How AI innovation is empowering rice farmers to face climate change

How AI innovation is empowering rice farmers to face climate change

How AI innovation is empowering rice farmers to face climate change

The New York–based startup Mitti Labs has built technology that measures methane emissions from rice paddies and uses the data to train hundreds of thousands of farmers in climate-smart practices — a labor-intensive approach that venture capital firms often shy away from.

So how has Mitti secured funding? The answer lies in partnerships.

The company recently began collaborating with The Nature Conservancy to promote regenerative, no-burn agriculture in India, it told TechCrunch. As part of the deal, Mitti will apply its AI-powered models to measure, report, and verify the nonprofit’s on-the-ground efforts to help farmers adopt climate-friendly methods.

“Most of the project operations on the ground are handled by locals from the villages where these initiatives are taking place,” said co-founder Xavier Laguarta.
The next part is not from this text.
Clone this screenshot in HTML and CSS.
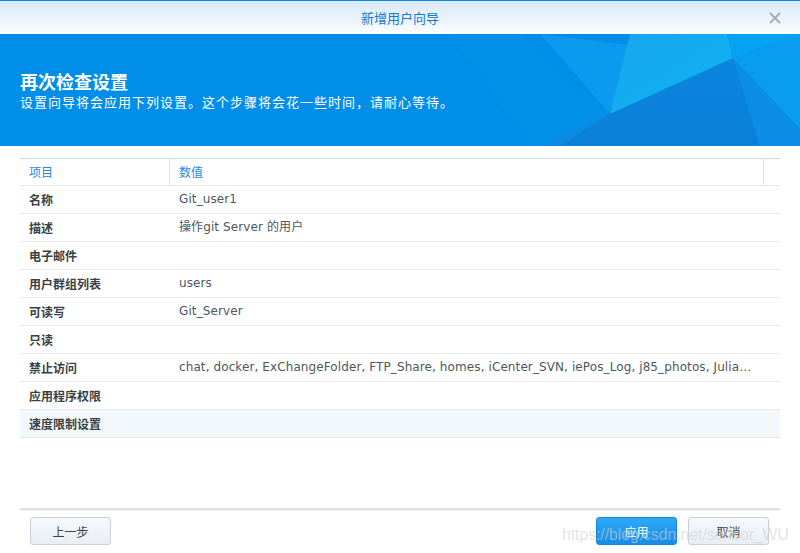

For now, Mitti’s core focus is on projects that cut methane emissions from rice cultivation. But the startup is expanding its software to serve third-party developers and corporations. “We can measure Scope 3 emissions from other project developers or corporations that are working with rice farmers,” Laguarta explained, describing the offering as a SaaS solution for those already running field programs.

Mitti isn’t alone in this approach. Mati Carbon, winner of the Xprize Carbon grand prize, also develops measurement, reporting, and verification software — though its work centers on enhanced rock weathering, which both removes carbon and fertilizes soils.

Mitti’s projects generate carbon credits from methane reductions. Its platform tracks the credits, with the company taking a percentage of sales and channeling the rest back to farmers and their communities. According to Laguarta, participants typically see a 15% boost to their income, a crucial lifeline for smallholder farmers working on razor-thin margins.

The startup gathers methane data from rice farms through satellite imagery and radar, which penetrate clouds, crops, water, and soil to reveal underground microbial activity — the primary driver of methane emissions in flooded rice paddies. This information is then processed by AI models trained on satellite data and field studies.

Given that rice farming accounts for 10–12% of global methane emissions, a gas 82 times more potent than CO₂ over 20 years, the impact could be significant.

In India, where the average farm is just one hectare (2.5 acres), physically monitoring emissions would be cost-prohibitive. Mitti’s use of remote sensing keeps verification affordable, while its partnerships help scale climate-friendly practices to millions of farmers.

“Ninety percent of rice is grown in Asia, and aside from China, most rice-producing regions share these smallholder dynamics,” Laguarta noted. “Our deep partnership with The Nature Conservancy allows us to build tools that can be applied to many other programs across the region.